Ryan Hancock, of Kings High School, asks :-
How did Einstein come up with E = Mc^2
Rob Ballagh, a physicist at Otago University, responded.
This famous equation, E = Mc^2 is part of Einstein's theory of special relativity and he based this theory on two seemingly simple ideas. First, the speed of light is the same for every observer moving at a constant speed, regardless of what their speed is. Second, the equations of physics must have the same form for any such observer.
Actually these ideas weren't that obvious at the time, and he arrived at them, probably after a great deal of thought, with the aim of providing the simplest possible explanation for a number of puzzling experimental results that were known at the time. Although his ideas were revolutionary, he wanted to preserve some other ideas in physics that had proved very useful in the past.
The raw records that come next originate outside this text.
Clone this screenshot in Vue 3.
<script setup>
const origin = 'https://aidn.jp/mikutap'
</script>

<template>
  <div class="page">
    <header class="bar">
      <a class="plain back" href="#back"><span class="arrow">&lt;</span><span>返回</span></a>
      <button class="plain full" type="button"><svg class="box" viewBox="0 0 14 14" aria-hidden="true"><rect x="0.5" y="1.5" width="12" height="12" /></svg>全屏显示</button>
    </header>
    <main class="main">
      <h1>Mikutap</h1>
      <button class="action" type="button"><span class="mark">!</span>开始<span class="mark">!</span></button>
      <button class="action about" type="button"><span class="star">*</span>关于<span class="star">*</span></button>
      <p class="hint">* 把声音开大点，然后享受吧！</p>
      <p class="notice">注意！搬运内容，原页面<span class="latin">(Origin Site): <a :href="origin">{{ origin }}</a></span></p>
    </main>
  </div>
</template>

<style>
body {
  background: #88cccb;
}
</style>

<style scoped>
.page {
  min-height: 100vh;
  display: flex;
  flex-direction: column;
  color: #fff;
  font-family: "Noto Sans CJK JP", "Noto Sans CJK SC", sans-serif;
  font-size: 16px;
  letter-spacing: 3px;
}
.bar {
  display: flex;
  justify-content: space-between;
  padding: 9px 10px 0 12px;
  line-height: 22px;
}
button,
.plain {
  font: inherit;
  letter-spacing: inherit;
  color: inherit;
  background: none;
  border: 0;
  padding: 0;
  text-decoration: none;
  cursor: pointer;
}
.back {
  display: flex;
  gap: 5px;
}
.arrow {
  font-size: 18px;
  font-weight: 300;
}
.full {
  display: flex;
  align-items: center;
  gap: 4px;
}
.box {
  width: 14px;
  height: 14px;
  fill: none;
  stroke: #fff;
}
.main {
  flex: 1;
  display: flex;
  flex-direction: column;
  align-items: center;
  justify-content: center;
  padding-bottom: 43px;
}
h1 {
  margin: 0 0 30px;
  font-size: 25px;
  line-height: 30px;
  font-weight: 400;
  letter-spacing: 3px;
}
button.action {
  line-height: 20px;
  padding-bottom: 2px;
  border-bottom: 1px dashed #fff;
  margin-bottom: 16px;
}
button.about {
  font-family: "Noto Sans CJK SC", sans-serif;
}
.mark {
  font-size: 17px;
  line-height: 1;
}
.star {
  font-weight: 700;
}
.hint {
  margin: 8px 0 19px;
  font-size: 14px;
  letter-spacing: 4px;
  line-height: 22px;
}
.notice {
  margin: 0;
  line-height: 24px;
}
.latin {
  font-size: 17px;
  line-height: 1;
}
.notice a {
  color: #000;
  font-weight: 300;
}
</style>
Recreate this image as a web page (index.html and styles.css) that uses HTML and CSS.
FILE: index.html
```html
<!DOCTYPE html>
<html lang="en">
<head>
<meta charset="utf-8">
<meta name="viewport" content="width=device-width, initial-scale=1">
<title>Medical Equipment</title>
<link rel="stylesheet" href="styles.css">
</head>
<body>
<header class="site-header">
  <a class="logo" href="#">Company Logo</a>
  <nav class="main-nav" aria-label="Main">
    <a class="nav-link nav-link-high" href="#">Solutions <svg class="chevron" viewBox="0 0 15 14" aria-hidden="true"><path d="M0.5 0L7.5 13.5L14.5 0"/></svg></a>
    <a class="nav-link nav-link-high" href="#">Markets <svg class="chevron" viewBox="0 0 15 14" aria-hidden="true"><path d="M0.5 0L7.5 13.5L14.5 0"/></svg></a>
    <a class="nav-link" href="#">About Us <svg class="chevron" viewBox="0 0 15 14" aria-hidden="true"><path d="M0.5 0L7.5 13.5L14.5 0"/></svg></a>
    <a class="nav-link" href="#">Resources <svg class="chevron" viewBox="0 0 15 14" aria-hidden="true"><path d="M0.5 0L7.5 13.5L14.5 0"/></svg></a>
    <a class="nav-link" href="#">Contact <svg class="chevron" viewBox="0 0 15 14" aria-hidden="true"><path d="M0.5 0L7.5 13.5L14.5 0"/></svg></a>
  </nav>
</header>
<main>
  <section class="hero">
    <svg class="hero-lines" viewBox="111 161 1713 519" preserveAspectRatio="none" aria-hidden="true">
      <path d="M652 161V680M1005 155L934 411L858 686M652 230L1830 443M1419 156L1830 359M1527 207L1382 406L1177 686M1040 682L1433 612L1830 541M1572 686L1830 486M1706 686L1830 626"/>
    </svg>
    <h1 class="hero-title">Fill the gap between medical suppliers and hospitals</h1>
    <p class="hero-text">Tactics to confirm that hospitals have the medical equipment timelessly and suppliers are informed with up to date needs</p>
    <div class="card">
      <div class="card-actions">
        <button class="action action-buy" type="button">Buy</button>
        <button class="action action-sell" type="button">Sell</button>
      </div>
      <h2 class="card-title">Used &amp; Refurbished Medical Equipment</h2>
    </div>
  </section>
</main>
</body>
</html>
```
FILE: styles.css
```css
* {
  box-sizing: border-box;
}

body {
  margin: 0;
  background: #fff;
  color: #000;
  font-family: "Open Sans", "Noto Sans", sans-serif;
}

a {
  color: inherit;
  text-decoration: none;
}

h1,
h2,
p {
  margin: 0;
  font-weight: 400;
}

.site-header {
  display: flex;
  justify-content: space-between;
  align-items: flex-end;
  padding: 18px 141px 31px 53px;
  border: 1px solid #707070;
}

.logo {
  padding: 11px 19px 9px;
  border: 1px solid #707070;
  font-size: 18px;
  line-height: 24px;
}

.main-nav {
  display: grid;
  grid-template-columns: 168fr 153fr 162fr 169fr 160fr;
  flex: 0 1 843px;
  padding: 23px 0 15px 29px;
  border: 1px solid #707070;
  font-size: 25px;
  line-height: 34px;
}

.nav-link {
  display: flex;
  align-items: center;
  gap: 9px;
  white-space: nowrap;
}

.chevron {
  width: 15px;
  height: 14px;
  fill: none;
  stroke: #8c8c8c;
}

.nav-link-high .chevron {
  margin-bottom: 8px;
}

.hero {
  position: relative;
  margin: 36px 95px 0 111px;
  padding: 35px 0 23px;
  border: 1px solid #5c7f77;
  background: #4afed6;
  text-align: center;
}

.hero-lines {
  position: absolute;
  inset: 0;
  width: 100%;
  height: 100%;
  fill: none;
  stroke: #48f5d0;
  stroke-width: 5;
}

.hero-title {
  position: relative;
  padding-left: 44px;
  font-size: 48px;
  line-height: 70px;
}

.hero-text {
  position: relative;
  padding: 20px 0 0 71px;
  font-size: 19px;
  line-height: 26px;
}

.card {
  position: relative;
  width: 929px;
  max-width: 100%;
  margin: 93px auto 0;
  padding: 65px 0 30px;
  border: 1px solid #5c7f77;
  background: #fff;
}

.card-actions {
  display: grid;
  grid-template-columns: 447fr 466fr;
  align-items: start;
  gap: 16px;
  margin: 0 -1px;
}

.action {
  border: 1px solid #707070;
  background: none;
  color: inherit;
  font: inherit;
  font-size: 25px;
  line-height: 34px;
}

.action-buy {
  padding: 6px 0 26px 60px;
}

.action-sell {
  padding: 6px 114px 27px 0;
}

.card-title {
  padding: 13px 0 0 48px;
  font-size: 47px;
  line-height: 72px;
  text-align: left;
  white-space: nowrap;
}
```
In particular he wanted the principle of conservation of momentum to be retained (the momentum of a particle is its mass times its velocity), he wanted to define the force on a particle as the rate of change of its momentum, and he also wanted to keep the existing definition of energy, which means that the rate at which the energy of an object increases is given by the force times velocity.
Einstein then expressed these ideas in a mathematical form, and found that the principle of momentum conservation required that the mass of an object must increase with its velocity. When this was included in the expression for the increase of energy of a particle (Force times velocity) this wonderful equation E = Mc^2 appeared.